Also note the assignment states "Use a separate function enter_code to prompt the user for instruction code" and mentions another function as well - if you don't do this then after all the work you've done you'll still fail it.

Untested:
Code:
char enter_option()
{
  char option;
  int valid=0;
  while (!valid)
  {
    cin >> option;
    if (strchr(option,"+-*/pcslnq"))
      valid=1;
    else
      cout<<"Invalid operation; please re-enter"<<endl;
  }
  return option;
}
The assignment doesn't ask you to display a menu.
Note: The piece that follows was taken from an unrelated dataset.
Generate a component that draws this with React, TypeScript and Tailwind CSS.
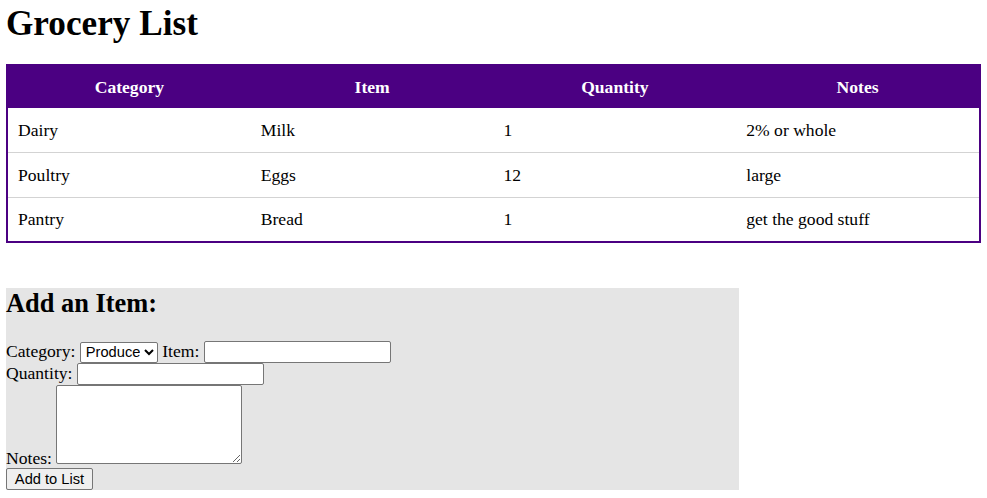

One thing I'm not clear on is why left_operand *and* right_operand are needed. On a handheld calculator typically you use the current accumulator and a single new number, so you would enter + to add, then enter a new number and press =, and that would add the new number to the accumulator. Perhaps you could ask what should happen if the user enters +: does the program ask for two numbers, or does it ask for one and add the number to the accumulator? If it asks for two numbers and + adds those, what does it do with the number in the accumulator - does the new result overwrite that?

More untested:
Code:
int main()
{
  char opt;
  float left_operand=0,right_operand=0,acc=0;
  top:
  opt=enter_option();
  if (opt=='q')
    return 0;
  enter_operand(&left_operand,&right_operand,opt);
  acc=compute(left_operand,right_operand,opt);
  cout<<acc;
  goto top;
  return 0;
}

void enter_operand(float *left, float *right, char opt)
{
  if (strchr(opt,"+-*/psln"))
  {
    cin>>*left;
  }
  if (strchr(opt,"+-*/p"))
  {
    cin>>*right;
  }
}

float compute(float left, float right, char opt)
{
  switch (opt)
  {
  case '+': return left+right;
  case '-': return left-right;
  case '*': return left*right;
  case '/': return left/right;
  case 'p': return pow(left,right);
  case 'c': return 0;
  case 's': return sqrt(left);
  case 'l': return log(left);
  case 'n': return ln(left);
  }
  return 0;
}
Well there you go. Surprised myself; I don't normally do homework, but watching you struggle with this is too painful. This is the first pass - I haven't compiled this code so I don't know if there are any silly errors (there probably are). You'll have to figure out what to #include to make the function calls strchr, log, pow etc work OK but I imagine those will be in your course notes somewhere.

I've resolved the question about the accumulator by having the result overwrite the previous value. If you want to add up a few numbers then you'll need to keep re-entering the current result, e.g. to add 2,3,5,2 you need to do 2+3=5, 5+5=10, 10+2=12. This is not like a calculator where you would usually do 2+3+5+2= and that would display 12 with the interim results displayed as you enter each option.
0
cooop's Avatar, Join Date: Jul 2009
Go4Expert Member
switch (opt)
{
case '+': return left+right;
case '-': return left-right;
case '*': return left*right;
case '/': return left/right;
case 'p': return pow(left,right);
case 'c': return 0;
case 's': return sqrt(left);
case 'l': return log(left);
case 'n': return ln(left);

can i use if statement instead of witch ?
cuz i cant use anything but "if" in this hw ;S
0
xpi0t0s's Avatar, Join Date: Aug 2004
Mentor
Yes; switch statements are functionally equivalent to if/else if ladders and are easier to read. You can replace
Code:
  switch (opt)
  {
  case '+': return left+right;
  case '-': return left-right;
  case '*': return left*right;
  // etc
  }
with
Code:
if (opt=='+') return left+right;
else if (opt=='-') return left-right;
else if (opt=='*') return left*right;
// etc